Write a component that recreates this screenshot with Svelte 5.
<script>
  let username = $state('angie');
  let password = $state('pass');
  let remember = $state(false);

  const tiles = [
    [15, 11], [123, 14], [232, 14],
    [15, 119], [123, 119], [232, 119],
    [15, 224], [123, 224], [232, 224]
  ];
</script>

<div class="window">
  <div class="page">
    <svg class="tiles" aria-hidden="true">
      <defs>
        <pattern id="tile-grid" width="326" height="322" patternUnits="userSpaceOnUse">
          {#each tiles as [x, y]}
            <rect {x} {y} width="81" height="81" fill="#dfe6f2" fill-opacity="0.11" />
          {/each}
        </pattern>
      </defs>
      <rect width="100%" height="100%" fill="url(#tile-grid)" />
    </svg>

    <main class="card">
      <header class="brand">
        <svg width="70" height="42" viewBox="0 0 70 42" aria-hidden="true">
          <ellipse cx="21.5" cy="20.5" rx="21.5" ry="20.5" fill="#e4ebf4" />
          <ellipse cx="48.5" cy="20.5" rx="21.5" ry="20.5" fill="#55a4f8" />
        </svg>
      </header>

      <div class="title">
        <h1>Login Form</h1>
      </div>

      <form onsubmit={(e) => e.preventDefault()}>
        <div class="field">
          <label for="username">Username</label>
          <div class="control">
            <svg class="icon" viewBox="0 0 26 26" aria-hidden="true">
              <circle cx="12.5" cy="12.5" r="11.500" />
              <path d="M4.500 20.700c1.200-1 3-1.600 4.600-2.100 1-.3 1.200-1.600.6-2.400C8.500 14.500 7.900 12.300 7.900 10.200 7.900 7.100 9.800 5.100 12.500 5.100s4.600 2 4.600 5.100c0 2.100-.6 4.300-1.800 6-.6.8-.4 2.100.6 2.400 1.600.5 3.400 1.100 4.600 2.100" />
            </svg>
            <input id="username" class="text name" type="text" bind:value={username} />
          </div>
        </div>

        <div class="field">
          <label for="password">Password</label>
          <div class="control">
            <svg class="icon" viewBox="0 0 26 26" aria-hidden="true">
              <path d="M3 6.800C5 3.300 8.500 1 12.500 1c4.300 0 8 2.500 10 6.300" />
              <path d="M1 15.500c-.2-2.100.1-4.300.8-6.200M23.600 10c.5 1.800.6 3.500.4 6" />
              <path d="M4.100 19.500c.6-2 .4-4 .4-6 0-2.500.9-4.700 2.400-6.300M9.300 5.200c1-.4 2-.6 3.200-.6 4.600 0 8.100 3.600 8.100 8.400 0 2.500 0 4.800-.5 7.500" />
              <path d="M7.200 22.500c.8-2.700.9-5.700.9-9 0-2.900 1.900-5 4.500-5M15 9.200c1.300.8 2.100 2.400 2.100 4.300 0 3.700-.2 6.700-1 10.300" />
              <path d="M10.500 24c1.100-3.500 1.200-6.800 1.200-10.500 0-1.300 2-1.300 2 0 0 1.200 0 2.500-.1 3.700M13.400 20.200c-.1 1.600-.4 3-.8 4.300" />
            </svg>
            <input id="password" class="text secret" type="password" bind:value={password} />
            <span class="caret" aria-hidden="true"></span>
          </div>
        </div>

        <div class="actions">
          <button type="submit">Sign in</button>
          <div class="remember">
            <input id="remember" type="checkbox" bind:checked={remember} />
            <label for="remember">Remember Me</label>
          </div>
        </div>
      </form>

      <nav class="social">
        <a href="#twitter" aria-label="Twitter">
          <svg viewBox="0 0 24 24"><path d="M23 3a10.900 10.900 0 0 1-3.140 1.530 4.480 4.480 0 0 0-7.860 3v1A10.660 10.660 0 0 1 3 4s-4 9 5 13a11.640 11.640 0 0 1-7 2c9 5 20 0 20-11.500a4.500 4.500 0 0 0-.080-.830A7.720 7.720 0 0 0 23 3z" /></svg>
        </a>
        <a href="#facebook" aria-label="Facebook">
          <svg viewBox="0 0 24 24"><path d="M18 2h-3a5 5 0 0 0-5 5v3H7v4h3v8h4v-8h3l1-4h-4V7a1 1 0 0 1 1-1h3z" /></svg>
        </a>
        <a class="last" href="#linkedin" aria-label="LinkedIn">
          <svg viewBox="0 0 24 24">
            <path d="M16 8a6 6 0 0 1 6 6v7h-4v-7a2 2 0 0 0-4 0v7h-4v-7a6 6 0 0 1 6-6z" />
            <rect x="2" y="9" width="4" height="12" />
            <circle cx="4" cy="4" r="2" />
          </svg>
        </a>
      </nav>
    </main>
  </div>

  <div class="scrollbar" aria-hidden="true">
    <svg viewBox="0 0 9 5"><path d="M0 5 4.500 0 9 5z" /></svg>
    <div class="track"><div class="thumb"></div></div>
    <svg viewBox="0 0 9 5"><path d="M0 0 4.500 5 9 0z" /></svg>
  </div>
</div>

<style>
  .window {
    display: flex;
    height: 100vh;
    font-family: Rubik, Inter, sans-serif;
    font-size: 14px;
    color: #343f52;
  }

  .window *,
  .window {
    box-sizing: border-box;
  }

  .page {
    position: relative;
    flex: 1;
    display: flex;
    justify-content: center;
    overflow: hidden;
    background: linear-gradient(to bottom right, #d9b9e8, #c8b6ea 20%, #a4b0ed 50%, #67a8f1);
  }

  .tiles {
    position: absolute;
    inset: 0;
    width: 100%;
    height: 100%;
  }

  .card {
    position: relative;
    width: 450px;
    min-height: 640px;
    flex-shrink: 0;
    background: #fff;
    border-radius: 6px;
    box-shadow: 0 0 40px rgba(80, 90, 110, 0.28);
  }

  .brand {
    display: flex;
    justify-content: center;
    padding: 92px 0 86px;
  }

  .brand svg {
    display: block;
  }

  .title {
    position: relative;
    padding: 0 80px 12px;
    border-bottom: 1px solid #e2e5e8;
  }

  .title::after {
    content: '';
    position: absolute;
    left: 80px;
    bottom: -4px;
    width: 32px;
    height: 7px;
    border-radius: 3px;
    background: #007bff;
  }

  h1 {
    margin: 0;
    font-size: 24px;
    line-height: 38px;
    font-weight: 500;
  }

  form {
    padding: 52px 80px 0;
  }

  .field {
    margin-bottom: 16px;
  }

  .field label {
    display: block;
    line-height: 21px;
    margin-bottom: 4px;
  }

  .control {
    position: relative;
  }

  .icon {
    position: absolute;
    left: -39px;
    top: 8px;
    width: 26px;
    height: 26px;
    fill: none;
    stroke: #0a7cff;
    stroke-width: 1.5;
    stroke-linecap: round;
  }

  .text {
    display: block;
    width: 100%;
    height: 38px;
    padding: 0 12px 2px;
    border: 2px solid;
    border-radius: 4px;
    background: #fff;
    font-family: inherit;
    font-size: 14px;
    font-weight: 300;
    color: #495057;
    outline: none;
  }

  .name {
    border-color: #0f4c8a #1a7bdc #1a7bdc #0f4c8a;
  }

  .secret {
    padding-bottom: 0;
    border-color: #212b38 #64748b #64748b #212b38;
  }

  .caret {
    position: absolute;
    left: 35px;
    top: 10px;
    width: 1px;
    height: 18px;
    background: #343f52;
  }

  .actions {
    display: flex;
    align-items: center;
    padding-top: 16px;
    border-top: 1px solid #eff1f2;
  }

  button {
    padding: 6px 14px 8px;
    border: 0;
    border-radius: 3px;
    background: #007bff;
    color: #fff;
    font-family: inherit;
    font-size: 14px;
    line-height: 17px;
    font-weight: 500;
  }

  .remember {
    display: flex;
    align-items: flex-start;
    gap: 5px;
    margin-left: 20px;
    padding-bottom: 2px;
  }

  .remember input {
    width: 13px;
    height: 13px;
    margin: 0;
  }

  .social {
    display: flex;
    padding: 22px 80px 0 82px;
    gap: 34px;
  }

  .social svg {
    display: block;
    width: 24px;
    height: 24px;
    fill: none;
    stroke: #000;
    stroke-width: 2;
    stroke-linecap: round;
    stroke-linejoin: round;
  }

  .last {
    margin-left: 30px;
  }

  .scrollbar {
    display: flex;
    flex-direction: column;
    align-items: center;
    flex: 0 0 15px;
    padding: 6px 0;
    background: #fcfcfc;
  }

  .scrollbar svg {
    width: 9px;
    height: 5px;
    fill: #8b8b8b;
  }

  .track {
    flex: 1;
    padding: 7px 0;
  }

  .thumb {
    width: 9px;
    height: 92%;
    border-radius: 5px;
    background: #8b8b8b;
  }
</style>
+===+
*What is needed*:
From the opening line of the data above through the line that contains "let remember = $state(false);", please print each line as it stands and only those lines.

*Answer for this exercise*:
Write a component that recreates this screenshot with Svelte 5.
<script>
  let username = $state('angie');
  let password = $state('pass');
  let remember = $state(false);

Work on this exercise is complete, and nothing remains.